To do — Read the records below and copy each line that contains "this".

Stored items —
· · · · · · ·

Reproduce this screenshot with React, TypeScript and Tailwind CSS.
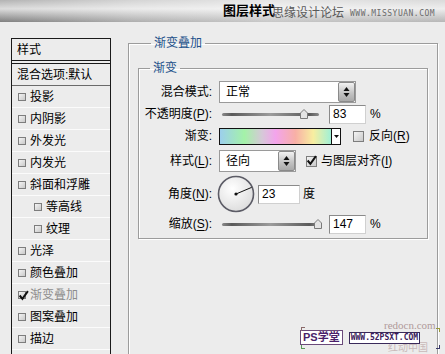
const font = "font-['Liberation_Sans','Noto_Sans_CJK_SC',sans-serif]";

type BoxProps = { checked?: boolean; size?: "sm" | "md" };

function CheckBox({ checked = false, size = "sm" }: BoxProps) {
  const dim = size === "sm" ? "h-[8px] w-[8px]" : "h-[11px] w-[11px]";
  return (
    <span
      className={`relative inline-block shrink-0 border border-[#7d7d7d] bg-[linear-gradient(135deg,#f4f4f4_0%,#c9c9c9_100%)] ${dim}`}>
      {checked ? (
        <svg viewBox="0 0 10 10" className="absolute -left-[1px] -top-[2px] h-[11px] w-[11px]">
          <path d="M1.5 5 L4 8 L9 1" fill="none" stroke="#111" strokeWidth="1.8" />
        </svg>
      ) : null}
    </span>
  );
}

function SpinArrow() {
  return (
    <span className="flex h-full w-[17px] shrink-0 items-center justify-center rounded-[2px] border border-[#8a8a8a] bg-[linear-gradient(180deg,#f2f2f2_0%,#c4c4c4_55%,#a9a9a9_100%)]">
      <svg viewBox="0 0 7 12" className="h-[12px] w-[7px]">
        <path d="M3.5 1 L6.5 5 H0.5 Z" fill="#111" />
        <path d="M3.5 11 L6.5 7 H0.5 Z" fill="#111" />
      </svg>
    </span>
  );
}

function Select({ value, width }: { value: string; width: string }) {
  return (
    <div className={`flex h-[22px] items-stretch border border-[#9a9a9a] bg-white ${width}`}>
      <span className="flex flex-1 items-center pl-[6px] text-[12px]">{value}</span>
      <SpinArrow />
    </div>
  );
}

function Slider({ pos }: { pos: number }) {
  return (
    <div className="relative flex h-[20px] w-[103px] items-center px-[3px]">
      <div className="h-[3px] w-full rounded-full bg-[linear-gradient(90deg,#8a8a8a,#5a5a5a_10%,#9c9c9c_50%,#5a5a5a_90%,#8a8a8a)]" />
      <svg
        viewBox="0 0 8 10"
        className="absolute top-[5px] h-[10px] w-[8px]"
        style={{ left: pos }}>
        <path d="M4 0.5 L7.5 4 V9.5 H0.5 V4 Z" fill="#e4e4e4" stroke="#7a7a7a" strokeWidth="1" />
      </svg>
    </div>
  );
}

function NumField({ value, width }: { value: string; width: string }) {
  return (
    <span
      className={`flex h-[19px] items-center border border-t-[#8a8a8a] border-l-[#8a8a8a] border-b-[#d0d0d0] border-r-[#d0d0d0] bg-white pl-[3px] text-[12px] ${width}`}>
      {value}
    </span>
  );
}

function Key({ children }: { children: string }) {
  return <span className="underline underline-offset-2">{children}</span>;
}

function Dial() {
  return (
    <svg viewBox="0 0 38 38" className="h-[38px] w-[38px] shrink-0">
      <defs>
        <radialGradient id="dialFill" cx="40%" cy="35%" r="70%">
          <stop offset="0%" stopColor="#ffffff" />
          <stop offset="100%" stopColor="#dcdcdc" />
        </radialGradient>
      </defs>
      <circle cx="19" cy="19" r="17.5" fill="url(#dialFill)" stroke="#5c5c66" strokeWidth="1.6" />
      <line x1="19" y1="19" x2="34.6" y2="12.4" stroke="#111" strokeWidth="1" />
      <circle cx="19" cy="19" r="1.6" fill="#111" />
    </svg>
  );
}

const items: { label: string; indent?: boolean; checked?: boolean; dim?: boolean }[] = [
  { label: "投影" },
  { label: "内阴影" },
  { label: "外发光" },
  { label: "内发光" },
  { label: "斜面和浮雕" },
  { label: "等高线", indent: true },
  { label: "纹理", indent: true },
  { label: "光泽" },
  { label: "颜色叠加" },
  { label: "渐变叠加", checked: true, dim: true },
  { label: "图案叠加" },
  { label: "描边" },
];

function StyleList() {
  return (
    <div className="mt-[16px] h-[330px] w-[100px] shrink-0 border border-[#1a1a1a] text-[12px]">
      <div className="flex h-[21px] items-center pl-[5px]">样式</div>
      <div className="border-b-[4px] border-double border-[#1a1a1a]" />
      <div className="flex h-[22px] items-center border-b border-[#6a6a6a] pl-[5px]">混合选项:默认</div>
      {items.map((item) => (
        <div
          key={item.label}
          className={`flex h-[22px] items-center gap-[4px] border-b border-[#fbfbfb] ${
            item.indent ? "pl-[22px]" : "pl-[6px]"
          } ${item.dim ? "text-[#8c8c8c]" : "text-black"}`}>
          <CheckBox checked={item.checked} />
          <span>{item.label}</span>
        </div>
      ))}
    </div>
  );
}

function Row({ label, className, children }: { label: React.ReactNode; className: string; children: React.ReactNode }) {
  return (
    <div className={`flex items-center ${className}`}>
      <span className="w-[73px] shrink-0 text-right text-[12px]">{label}</span>
      <div className="ml-[7px] flex items-center">{children}</div>
    </div>
  );
}

function GradientPanel() {
  return (
    <fieldset className="ml-[17px] mt-[13px] h-[330px] w-[310px] shrink-0 border border-[#9c9c9c] px-[9px] pt-[9px] shadow-[1px_1px_0_#fff,inset_1px_1px_0_#fff]">
      <legend className="ml-[13px] px-[3px] text-[12px] leading-[16px] text-[#22508a]">渐变叠加</legend>
      <fieldset className="w-[290px] border border-[#9c9c9c] pb-[4px] pt-[5px] shadow-[1px_1px_0_#fff,inset_1px_1px_0_#fff]">
        <legend className="ml-[11px] px-[3px] text-[12px] leading-[16px] text-[#22508a]">渐变</legend>

        <Row label="混合模式:" className="h-[22px]">
          <Select value="正常" width="w-[137px]" />
        </Row>

        <Row label={<>不透明度(<Key>P</Key>):</>} className="mt-[1px] h-[20px]">
          <Slider pos={81} />
          <span className="ml-[7px]">
            <NumField value="83" width="w-[37px]" />
          </span>
          <span className="ml-[4px] text-[12px]">%</span>
        </Row>

        <Row label="渐变:" className="mt-[3px] h-[18px]">
          <div className="flex h-[17px] w-[122px] border border-[#111]">
            <div className="flex-1 bg-[linear-gradient(90deg,#9ccfec_0%,#a4f2a8_22%,#d6c8d8_38%,#f3a4ec_50%,#f8b0a6_68%,#f8eea0_84%,#a0f0d6_100%)]" />
            <span className="flex w-[9px] items-center justify-center border-l border-[#111] bg-white">
              <svg viewBox="0 0 5 3" className="h-[3px] w-[5px]">
                <path d="M0 0 H5 L2.5 3 Z" fill="#111" />
              </svg>
            </span>
          </div>
          <span className="ml-[12px] flex">
            <CheckBox size="md" />
          </span>
          <span className="ml-[5px] text-[12px]">
            反向(<Key>R</Key>)
          </span>
        </Row>

        <Row label={<>样式(<Key>L</Key>):</>} className="mt-[5px] h-[22px]">
          <Select value="径向" width="w-[77px]" />
          <span className="ml-[10px] flex">
            <CheckBox size="md" checked />
          </span>
          <span className="ml-[4px] text-[12px]">
            与图层对齐(<Key>I</Key>)
          </span>
        </Row>

        <Row label={<>角度(<Key>N</Key>):</>} className="mt-[2px] h-[40px]">
          <span className="-ml-[2px] flex">
            <Dial />
          </span>
          <span className="ml-[3px]">
            <NumField value="23" width="w-[42px]" />
          </span>
          <span className="ml-[3px] text-[12px]">度</span>
        </Row>

        <Row label={<>缩放(<Key>S</Key>):</>} className="h-[20px]">
          <Slider pos={95} />
          <span className="ml-[7px]">
            <NumField value="147" width="w-[37px]" />
          </span>
          <span className="ml-[4px] text-[12px]">%</span>
        </Row>
      </fieldset>
    </fieldset>
  );
}

function TitleBar() {
  return (
    <div className="flex h-[22px] items-center bg-[linear-gradient(90deg,#8a8a8a_0%,#bdbdbd_30%,#d8d8d8_60%,#c6c6c6_100%)] pl-[223px]">
      <div className="absolute left-0 top-0 h-[22px] w-full bg-[linear-gradient(180deg,rgba(255,255,255,0.35)_0%,rgba(255,255,255,0.7)_40%,rgba(0,0,0,0.08)_100%)]" />
      <span className="relative text-[13px] font-bold text-black">图层样式</span>
      <span className="relative -ml-[3px] mt-[4px] text-[12px] text-[#5a5a5a]">思缘设计论坛</span>
      <span className="relative ml-[6px] mt-[5px] font-['DejaVu_Sans_Mono',monospace] text-[8px] tracking-[0.5px] text-[#6a6a6a]">
        WWW.MISSYUAN.COM
      </span>
    </div>
  );
}

export default function App() {
  return (
    <div className={`relative h-[354px] w-[445px] overflow-hidden bg-[#ececec] text-black ${font}`}>
      <TitleBar />
      <div className="flex pl-[11px]">
        <StyleList />
        <GradientPanel />
      </div>

      {/* site watermarks in the lower right corner */}
      <div className="absolute left-[384px] top-[319px] font-['Liberation_Serif',serif] text-[11px] leading-[12px] text-[#b09a9a]">
        redocn.com
      </div>
      <div className="absolute left-[388px] top-[342px] text-[10px] leading-[11px] text-[#c9b9b9]">红动中国</div>
      <div className="absolute left-[300px] top-[330px] flex items-center gap-[6px]">
        <span className="border border-[#6a4a7a] bg-white px-[2px] text-[11px] font-bold leading-[13px] text-[#4a1f6a]">
          PS学堂
        </span>
        <span className="border border-[#3a2a5a] bg-white px-[1px] font-['DejaVu_Sans_Mono',monospace] text-[8px] font-bold leading-[10px] text-[#3a1a5a]">
          WWW.52PSXT.COM
        </span>
      </div>
      <span className="absolute left-[301px] top-[327px] h-[4px] w-[4px] border-l border-t border-[#8a6a6a]" />
      <span className="absolute left-[301px] top-[345px] h-[4px] w-[4px] border-b border-l border-[#5a9a5a]" />
      <span className="absolute left-[436px] top-[328px] h-[4px] w-[4px] border-r border-t border-[#9a9a3a]" />
      <span className="absolute left-[436px] top-[345px] h-[4px] w-[4px] border-b border-r border-[#3a3a6a]" />
    </div>
  );
}
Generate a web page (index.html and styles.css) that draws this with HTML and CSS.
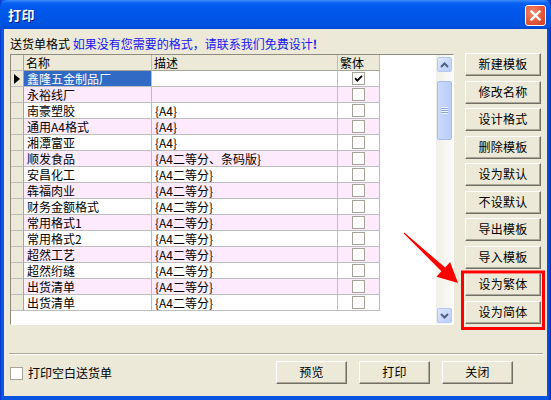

· · · · · · ·

Solution —
Reproduce this screenshot with React, TypeScript and Tailwind CSS.
Generate a web page (index.html and styles.css) that draws this with HTML and CSS.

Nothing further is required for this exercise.